▶ [Exercise brief] Locate every line in the material below that has the word "this". Copy each of those lines.

▶ [Task data]

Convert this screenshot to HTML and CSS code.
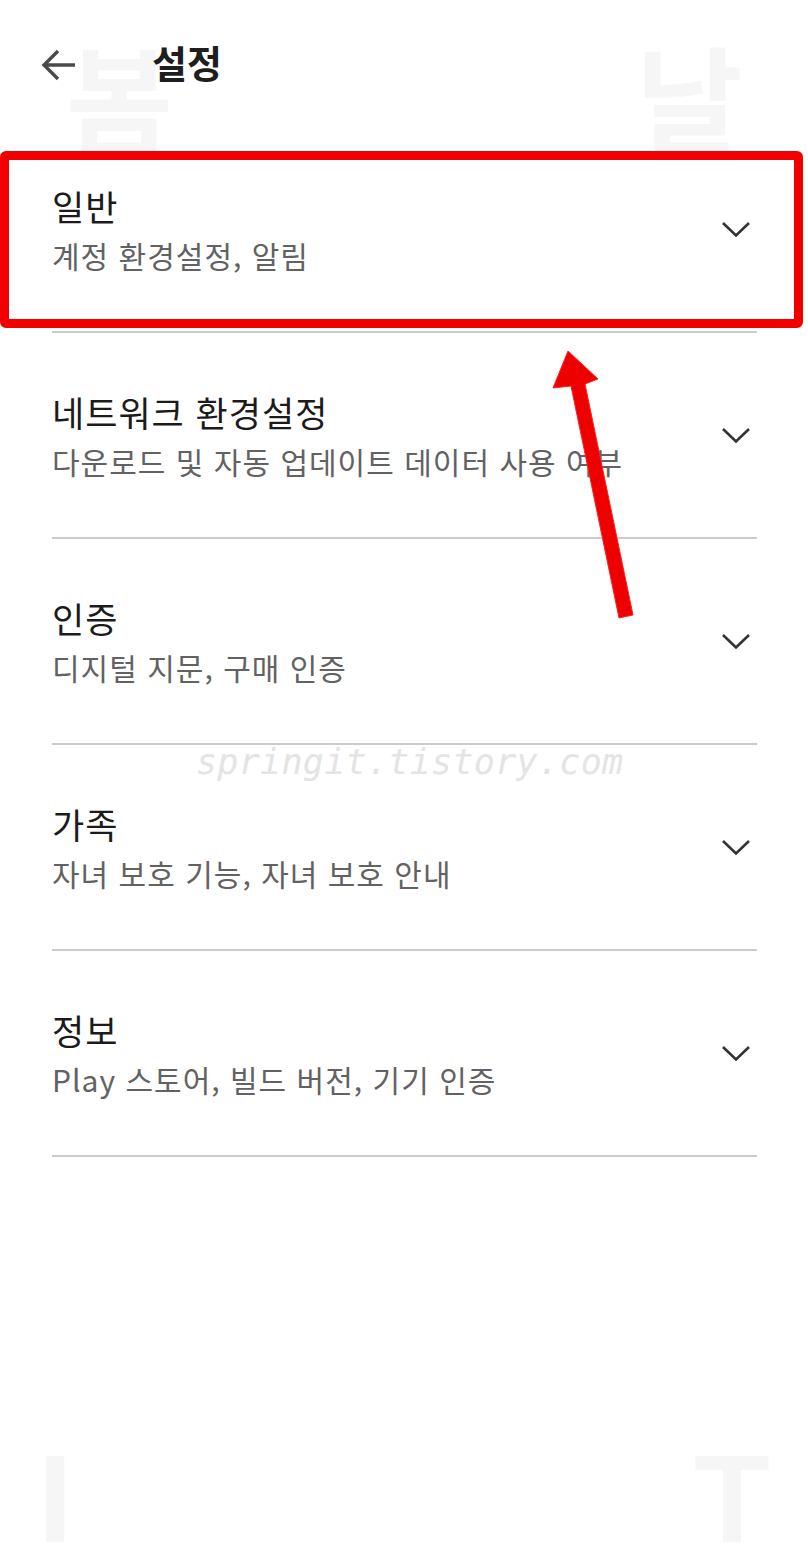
...
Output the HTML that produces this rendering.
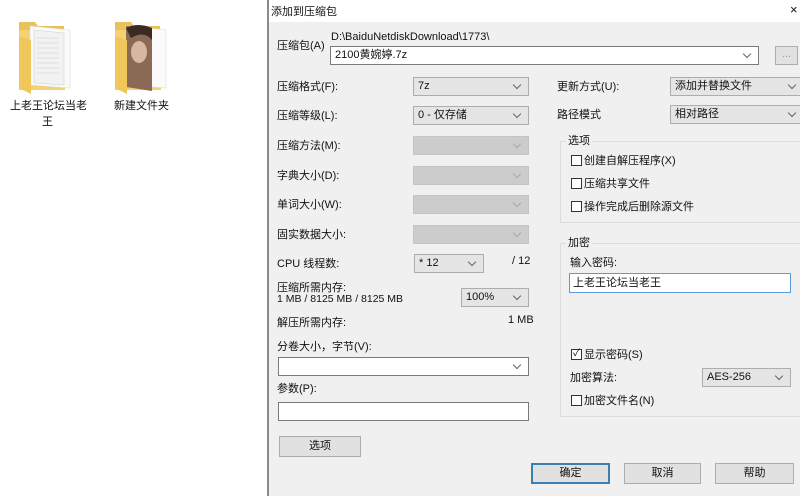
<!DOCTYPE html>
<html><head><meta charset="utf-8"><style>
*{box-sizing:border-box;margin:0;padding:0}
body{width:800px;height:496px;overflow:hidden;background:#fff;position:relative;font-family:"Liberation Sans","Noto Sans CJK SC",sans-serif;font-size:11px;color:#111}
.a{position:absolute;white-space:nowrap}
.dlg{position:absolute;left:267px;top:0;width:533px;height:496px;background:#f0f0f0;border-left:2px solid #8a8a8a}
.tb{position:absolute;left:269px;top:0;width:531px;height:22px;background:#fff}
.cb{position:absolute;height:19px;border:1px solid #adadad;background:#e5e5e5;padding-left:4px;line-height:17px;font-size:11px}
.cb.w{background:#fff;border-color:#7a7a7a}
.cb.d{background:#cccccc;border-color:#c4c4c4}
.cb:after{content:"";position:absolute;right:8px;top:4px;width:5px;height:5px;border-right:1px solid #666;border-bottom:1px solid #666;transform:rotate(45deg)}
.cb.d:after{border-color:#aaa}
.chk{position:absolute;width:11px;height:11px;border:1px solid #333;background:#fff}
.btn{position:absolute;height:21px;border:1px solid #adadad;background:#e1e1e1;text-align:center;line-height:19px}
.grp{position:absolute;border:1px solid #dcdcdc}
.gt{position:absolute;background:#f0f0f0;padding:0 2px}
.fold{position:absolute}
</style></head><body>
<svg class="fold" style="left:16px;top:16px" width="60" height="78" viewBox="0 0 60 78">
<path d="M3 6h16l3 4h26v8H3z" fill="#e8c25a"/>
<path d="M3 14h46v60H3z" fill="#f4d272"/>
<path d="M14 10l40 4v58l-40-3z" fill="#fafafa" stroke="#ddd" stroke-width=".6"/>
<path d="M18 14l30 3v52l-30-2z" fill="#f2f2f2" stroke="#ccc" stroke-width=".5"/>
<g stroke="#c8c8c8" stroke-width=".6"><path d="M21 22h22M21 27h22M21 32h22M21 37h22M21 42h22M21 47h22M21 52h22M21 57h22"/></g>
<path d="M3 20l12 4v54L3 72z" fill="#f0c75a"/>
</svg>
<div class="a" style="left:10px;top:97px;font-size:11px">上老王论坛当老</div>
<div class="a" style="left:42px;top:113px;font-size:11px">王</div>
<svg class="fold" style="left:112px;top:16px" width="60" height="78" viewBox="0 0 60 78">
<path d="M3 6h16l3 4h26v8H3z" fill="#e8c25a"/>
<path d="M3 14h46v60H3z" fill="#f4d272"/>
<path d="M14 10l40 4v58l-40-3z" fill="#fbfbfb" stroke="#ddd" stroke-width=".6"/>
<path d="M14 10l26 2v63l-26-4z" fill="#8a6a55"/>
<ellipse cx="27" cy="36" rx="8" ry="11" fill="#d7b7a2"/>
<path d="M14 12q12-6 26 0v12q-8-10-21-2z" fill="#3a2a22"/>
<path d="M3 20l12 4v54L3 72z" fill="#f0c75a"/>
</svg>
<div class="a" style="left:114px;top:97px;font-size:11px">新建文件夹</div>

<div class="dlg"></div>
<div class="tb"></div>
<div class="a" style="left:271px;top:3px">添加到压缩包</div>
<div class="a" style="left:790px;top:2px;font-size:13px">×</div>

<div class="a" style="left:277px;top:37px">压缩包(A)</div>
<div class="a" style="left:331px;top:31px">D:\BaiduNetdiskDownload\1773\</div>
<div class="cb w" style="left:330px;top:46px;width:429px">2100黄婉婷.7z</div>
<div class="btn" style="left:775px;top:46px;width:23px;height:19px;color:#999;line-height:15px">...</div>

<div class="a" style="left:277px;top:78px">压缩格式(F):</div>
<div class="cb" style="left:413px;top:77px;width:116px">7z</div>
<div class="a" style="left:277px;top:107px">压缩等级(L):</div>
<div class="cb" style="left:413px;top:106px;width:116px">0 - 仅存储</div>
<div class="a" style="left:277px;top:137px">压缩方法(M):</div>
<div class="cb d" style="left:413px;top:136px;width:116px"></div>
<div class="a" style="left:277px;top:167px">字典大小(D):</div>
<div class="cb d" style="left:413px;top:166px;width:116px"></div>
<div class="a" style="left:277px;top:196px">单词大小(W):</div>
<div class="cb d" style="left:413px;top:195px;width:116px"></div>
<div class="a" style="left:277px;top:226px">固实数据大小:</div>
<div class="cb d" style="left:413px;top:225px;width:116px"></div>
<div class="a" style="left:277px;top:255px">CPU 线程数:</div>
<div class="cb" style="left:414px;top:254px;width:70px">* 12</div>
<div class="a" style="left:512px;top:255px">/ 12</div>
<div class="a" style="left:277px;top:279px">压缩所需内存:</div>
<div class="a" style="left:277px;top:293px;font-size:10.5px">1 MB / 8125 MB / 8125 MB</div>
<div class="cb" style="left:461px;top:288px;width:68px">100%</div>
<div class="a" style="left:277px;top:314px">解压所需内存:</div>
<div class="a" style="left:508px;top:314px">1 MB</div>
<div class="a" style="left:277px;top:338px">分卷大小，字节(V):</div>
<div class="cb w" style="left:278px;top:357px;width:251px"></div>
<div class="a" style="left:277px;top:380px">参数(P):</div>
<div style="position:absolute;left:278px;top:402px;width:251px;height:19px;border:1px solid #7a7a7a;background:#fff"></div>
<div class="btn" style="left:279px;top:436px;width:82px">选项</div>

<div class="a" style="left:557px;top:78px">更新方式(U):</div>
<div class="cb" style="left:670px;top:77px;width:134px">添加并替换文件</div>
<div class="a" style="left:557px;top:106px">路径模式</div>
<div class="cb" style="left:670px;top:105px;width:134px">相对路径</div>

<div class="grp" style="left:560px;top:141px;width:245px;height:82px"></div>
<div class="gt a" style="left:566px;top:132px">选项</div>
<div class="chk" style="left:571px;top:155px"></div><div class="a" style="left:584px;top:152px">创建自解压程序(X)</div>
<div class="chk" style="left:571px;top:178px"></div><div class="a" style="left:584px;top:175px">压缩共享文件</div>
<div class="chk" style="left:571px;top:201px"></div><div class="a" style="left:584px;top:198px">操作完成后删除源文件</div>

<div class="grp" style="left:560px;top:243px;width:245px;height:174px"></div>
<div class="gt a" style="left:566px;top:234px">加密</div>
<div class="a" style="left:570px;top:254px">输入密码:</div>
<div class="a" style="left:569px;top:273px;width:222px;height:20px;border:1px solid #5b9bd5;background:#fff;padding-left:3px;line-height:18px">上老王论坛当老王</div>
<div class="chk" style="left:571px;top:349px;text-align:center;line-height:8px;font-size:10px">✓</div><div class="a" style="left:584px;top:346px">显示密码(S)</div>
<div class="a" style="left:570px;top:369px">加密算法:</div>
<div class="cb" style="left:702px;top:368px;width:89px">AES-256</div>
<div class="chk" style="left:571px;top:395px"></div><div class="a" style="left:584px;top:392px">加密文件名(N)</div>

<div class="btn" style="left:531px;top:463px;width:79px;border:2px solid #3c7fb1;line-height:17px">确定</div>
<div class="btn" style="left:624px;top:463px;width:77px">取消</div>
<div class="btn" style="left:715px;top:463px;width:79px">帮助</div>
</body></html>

▶ [Response to the exercise]
Convert this screenshot to HTML and CSS code.
Output the HTML that produces this rendering.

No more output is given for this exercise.